Charles Taylor has now extended the anti-subtraction theory into the
social realm. The very idea of social and political order without religion is
bizarre by all traditional lights. The invention of secular order is an
extraordinary achievement, if not highly questionable, because instead of
faith, it requires rational foundations that one really can’t have. Thus,
practical atheism is more dogmatic than religion.
I’d add to Taylor a bigger stress on the dubiousness of liberalism,
which is mainly political economy. As Pierre Manent argues in his Intellectual History of Liberalism it
“empties the soul”—it delivers negative freedom at the price of a loss of
character.
We’re now at a crossroads. Politics has become a shadow play. In
reality, economic and cultural liberalism go together and increase together.
The left has won the cultural war, and the right has won the economic war. But
of course, they are really both on the same side.
The point is to resist this.

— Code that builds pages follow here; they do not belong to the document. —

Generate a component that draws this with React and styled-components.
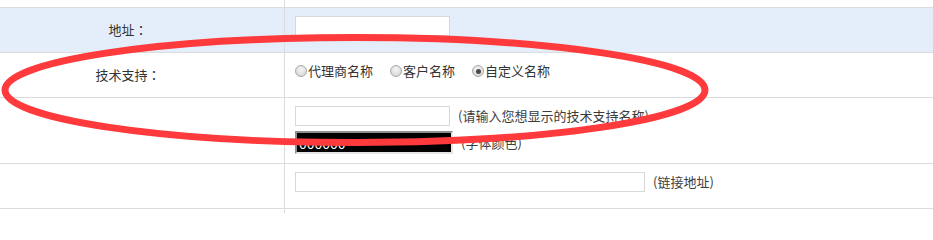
import React from "react";
import styled, { createGlobalStyle } from "styled-components";

const Global = createGlobalStyle`
  html, body { margin: 0; padding: 0; background: #fff; }
  body {
    font-family: "Noto Sans CJK SC", "Noto Sans", sans-serif;
    font-size: 13px;
    color: #333;
  }
  * { box-sizing: border-box; }
`;

const Page = styled.div`
  position: relative;
  width: 933px;
  height: 213px;
  overflow: hidden;
`;

const Table = styled.div`
  display: flex;
  flex-direction: column;
  height: 100%;
`;

const Row = styled.div`
  display: grid;
  grid-template-columns: 285px 1fr;
  height: ${(p) => (p.$h ? `${p.$h}px` : "auto")};
  border-bottom: ${(p) => (p.$last ? "none" : "1px solid #dcdcdc")};
  background: ${(p) => (p.$alt ? "#e3eefa" : "#fff")};
  flex: ${(p) => (p.$fill ? "1" : "none")};
`;

const Label = styled.div`
  display: flex;
  align-items: center;
  justify-content: center;
  padding-right: 28px;
  border-right: 1px solid #dcdcdc;
  line-height: 20px;
  color: #333;
`;

const Colon = styled.span`
  font-family: "Noto Sans CJK TC", "Noto Sans CJK SC", sans-serif;
`;

const Value = styled.div`
  display: flex;
  flex-direction: column;
  gap: 5px;
  padding: 8px 0 0 10px;
`;

const Line = styled.div`
  display: flex;
  align-items: center;
  gap: 8px;
  line-height: 20px;
`;

const TextInput = styled.input`
  width: ${(p) => p.$w}px;
  height: 20px;
  margin: 0;
  padding: 0 2px;
  border: 1px solid #d8d8d8;
  background: #fff;
  font: inherit;
  outline: none;
`;

const ColorInput = styled.input`
  width: 158px;
  height: 23px;
  margin: 0;
  padding: 0 2px;
  border: 2px solid #8f8f8f;
  border-right-color: #e6e6e6;
  border-bottom-color: #e6e6e6;
  background: #000;
  color: #fff;
  font: inherit;
  font-size: 14px;
  outline: none;
`;

const Hint = styled.span`
  color: #3c3c3c;
  white-space: nowrap;
`;

const Options = styled.div`
  display: flex;
  align-items: center;
  line-height: 20px;
`;

const Option = styled.label`
  display: flex;
  align-items: center;
  gap: 1px;
  margin-right: 17px;
  white-space: nowrap;
`;

const Radio = styled.input`
  appearance: none;
  -webkit-appearance: none;
  width: 12px;
  height: 12px;
  margin: 0;
  border-radius: 50%;
  border: 1px solid #a9a9a9;
  background: radial-gradient(circle at 50% 35%, #f4f4f4 0%, #dcdcdc 70%, #c8c8c8 100%);
  position: relative;
  &:checked::after {
    content: "";
    position: absolute;
    left: 2.5px;
    top: 2.5px;
    width: 5px;
    height: 5px;
    border-radius: 50%;
    background: #4a4a4a;
  }
`;

const Mark = styled.svg`
  position: absolute;
  left: 0;
  top: 0;
  pointer-events: none;
`;

export default function App() {
  return (
    <>
      <Global />
      <Page>
        <Table>
          <Row $h={8}>
            <Label />
            <div />
          </Row>
          <Row $h={45} $alt>
            <Label>
              地址<Colon>：</Colon>
            </Label>
            <Value>
              <Line>
                <TextInput $w={155} defaultValue="" />
              </Line>
            </Value>
          </Row>
          <Row $h={45}>
            <Label>
              技术支持<Colon>：</Colon>
            </Label>
            <Value>
              <Options>
                <Option>
                  <Radio type="radio" name="tech" />
                  代理商名称
                </Option>
                <Option>
                  <Radio type="radio" name="tech" />
                  客户名称
                </Option>
                <Option>
                  <Radio type="radio" name="tech" defaultChecked />
                  自定义名称
                </Option>
              </Options>
            </Value>
          </Row>
          <Row $h={66}>
            <Label />
            <Value>
              <Line>
                <TextInput $w={155} defaultValue="" />
                <Hint>(请输入您想显示的技术支持名称)</Hint>
              </Line>
              <Line>
                <ColorInput defaultValue="000000" />
                <Hint>(字体颜色)</Hint>
              </Line>
            </Value>
          </Row>
          <Row $h={45}>
            <Label />
            <Value>
              <Line>
                <TextInput $w={350} defaultValue="" />
                <Hint>(链接地址)</Hint>
              </Line>
            </Value>
          </Row>
          <Row $fill $last>
            <Label />
            <div />
          </Row>
        </Table>
        <Mark width="933" height="213" viewBox="0 0 933 213">
          <ellipse
            cx="355"
            cy="90"
            rx="350"
            ry="52.5"
            fill="none"
            stroke="#fe3a3c"
            strokeWidth="7"
          />
        </Mark>
      </Page>
    </>
  );
}
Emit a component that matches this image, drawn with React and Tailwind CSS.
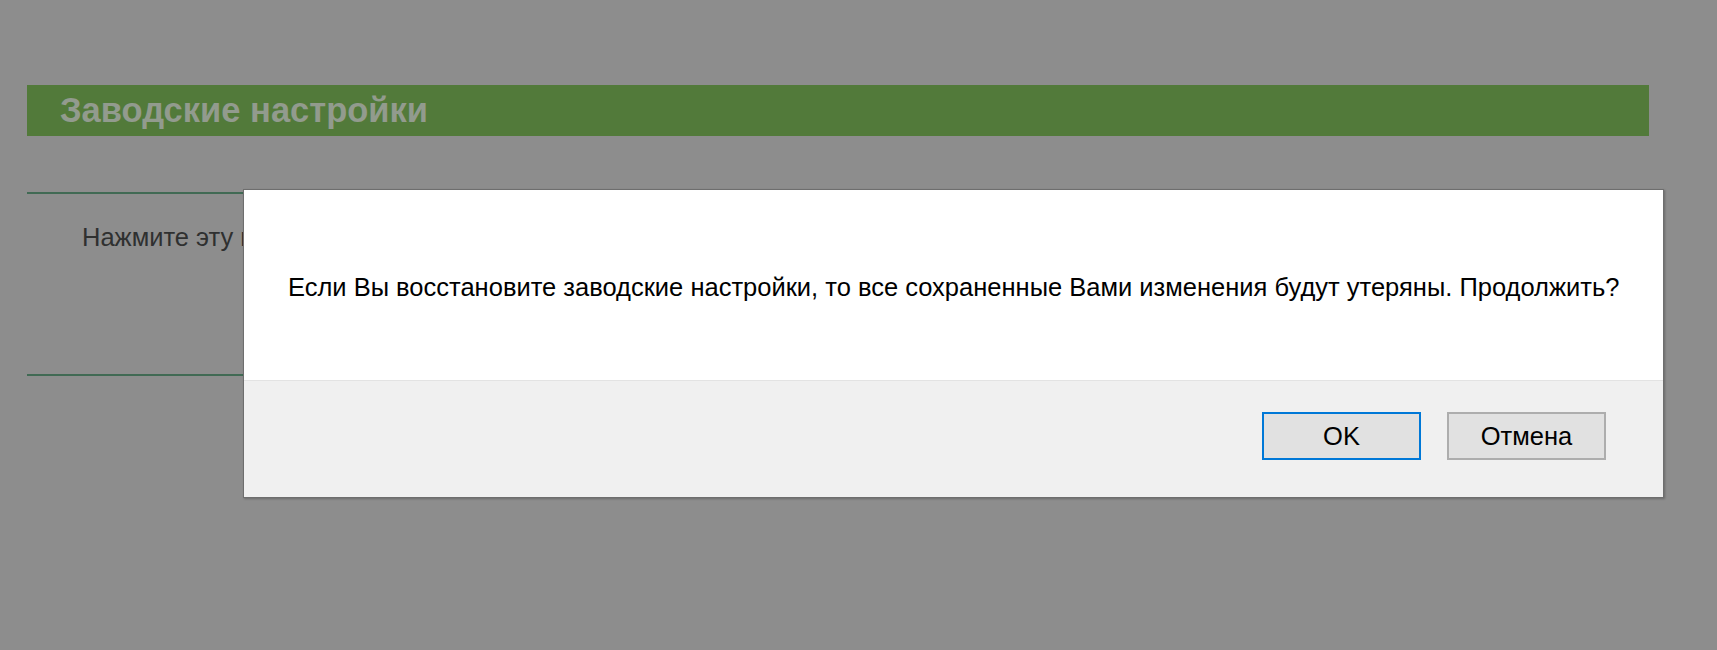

And that means, of course, to re-think
Christendom, but in more festive, pro-body terms, yet more interpersonal, less
fearing terms, and terms that celebrate much more excellence and virtue in every realm,
including those of craft, farming, and trade, and to re-think Christendom with
greater will to the democratization of excellence.
The “other religions” thing in the end won’t matter. The world as a
whole is rapidly Christianizing, and even in Islamic countries like Bangladesh
Muslims are finding their own specific and valuably Islamic way to Christ in
notably increasing numbers. As Paul Claudel realised in Le Soulier de Satin, the meaning of globalisation is a shift to the
primacy of the sea, la mer tout entière,
and so figurally of baptism and personal relationship, however terrestrially
sundered. The evil disasters of colonialism can only be redeemed when they are
seen as perverse and yet providential ways to the further proclamation of
Christian universalism.
But the challenge now is to have a good and true and not a perverted
capitalist version of a global Christendom.